We know that all states of the wavefunctions must be quantized. Therefore, when we have a particle, say an electron, trapped in a well with infinite potentials on either side - let's set the boundaries to the traditional -1/2L to 1/2L - the ground state of the energy must give us a wavelength which must be, at most, 1/2lambda=L. We then can have n number of 1/2lambdas within the well, and we can describe those states alternatingly with Cos and Sin functions - but n must be a whole integer - otherwise the state is not quantized. Now, suppose we inject a single electron, at a velocity of .01c, let's be more specific about it and say 1x10^6 m/s, into a well that is 4 Angstroms wide - i.e. from -1/2L to 1/2L, we have a space spanning 4 Angstroms. We know, from the DeBroglie relation that the wavelength of the electron at that speed is approximately 7 Angstroms. What happens when the electron enters that well? Will the energy state immediately adapt to a quantized level - and if so, will it immediately fall to ground state or will it adapt to the nearest frequency which allows whole numbers of half wavelengths in the 4 Angstrom well?

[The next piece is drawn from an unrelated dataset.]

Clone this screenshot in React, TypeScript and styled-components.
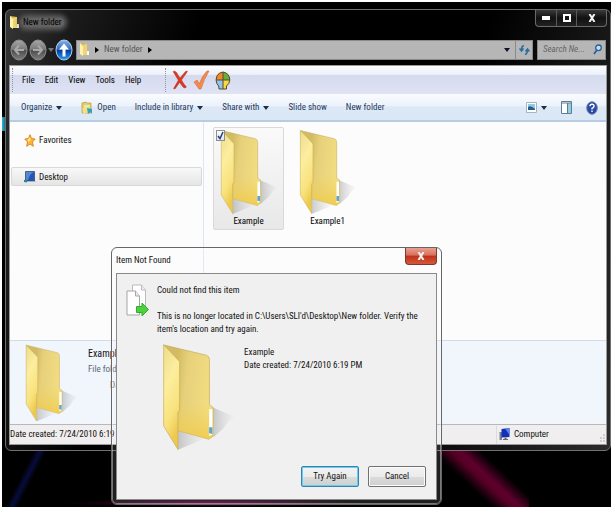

Or does the whole system just break down?

Jason

[vanesch]

Hello,

What you describe are the so-called stationary states, that means, states with a definite energy value (which also have the property of not evolving in time - up to a phase factor). But in quantum mechanics, there is the fundamental principle of superposition, so many more states than these stationary states are allowed. When you have "initial conditions" as you describe them which do not correspond to a stationary state, you will in fact have to describe it as a superposition of stationary states : in the case you cite, this would come down to writing down a fourier series in which you devellop the initial state.
So you simply have a non-stationary state.

cheers,
Patrick.

[karma345]

Hello,

When you have "initial conditions" as you describe them which do not correspond to a stationary state, you will in fact have to describe it as a superposition of stationary states : in the case you cite, this would come down to writing down a fourier series in which you devellop the initial state.

cheers,
Patrick.


I see. That makes perfect sense. The text never reallly makes that abundantly clear, althought I can see where it is implied in the context. Thanks.

Jason